Additionally, MemGT achieves the second highest F1 score on the SWaT, AstrosetLow, and AstrosetMiddle datasets, with the best F1 scores highlighted in bold and the second-best underlined. The model maintains a minimal average discrepancy of 3.5% between accuracy and recall across all datasets, which mitigates the risk of skewed performance metrics and enhances the reliability of anomaly detection while minimizing false alarms. Overall, MemGT demonstrates robust capabilities in managing diverse anomaly detection challenges within highly dynamic cloud environments.

Discussion

In the discussion section, the paper outlines advancements in deep learning-based unsupervised anomaly detection methods, emphasizing the integration of graph structure learning and transformer architectures. Notable approaches include DAGMM, which merges Deep Autoencoders with Gaussian Mixture Models to model latent space anomalies, and OmniAnomaly, which utilizes stochastic RNNs for capturing time series complexities. Other methods like LSTM-VAE and USAD leverage LSTM and adversarial training, respectively, to enhance anomaly detection accuracy.
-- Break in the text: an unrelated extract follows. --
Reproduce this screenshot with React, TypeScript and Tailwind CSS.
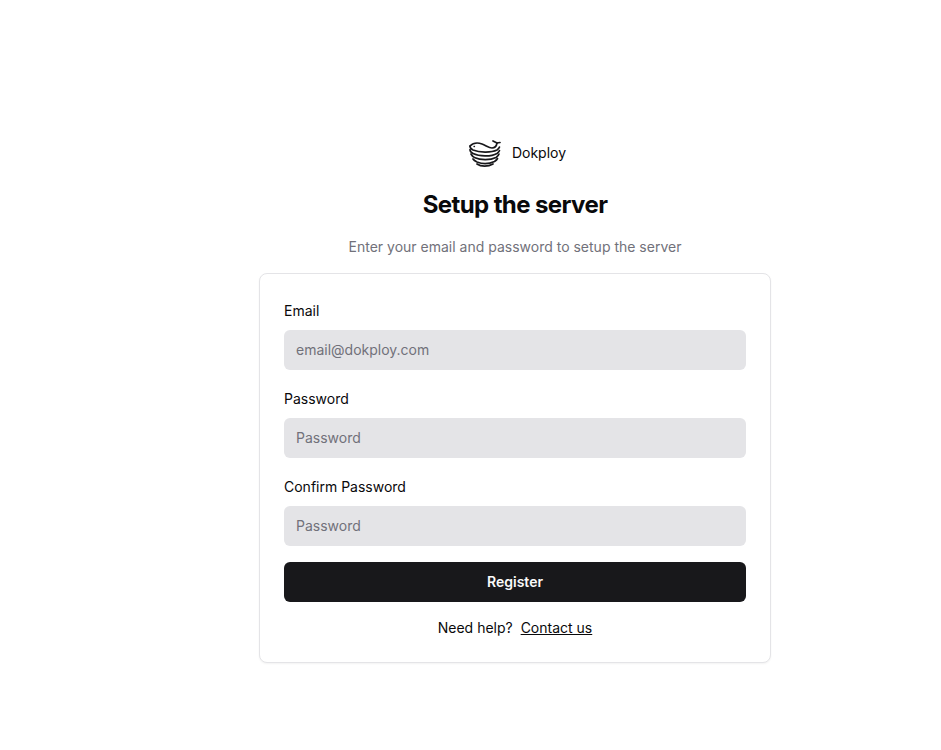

The section highlights the limitations of existing methods in handling the dynamic and complex nature of data in cloud computing environments, which can hinder detection robustness.

The paper introduces MemGT, a novel architecture designed to address these challenges through four key components: a Memory-augmented Transformer, Dynamic Graph Structure Learning, Spatio-temporal Feature Fusion, and Concurrent Noise Recognition. MemGT employs a dynamic gated memory module to adaptively enhance feature extraction and pattern recognition, while a self-attention mechanism facilitates the learning of complex dependencies among monitoring metrics. The architecture integrates spatio-temporal features through a Graph Neural Network (GNN) and employs a concurrent noise recognition strategy to mitigate the impact of noise on anomaly detection. The proposed loss function combines reconstruction loss with auxiliary losses to ensure effective training, ultimately leading to a robust anomaly score calculation that considers both input and latent spaces.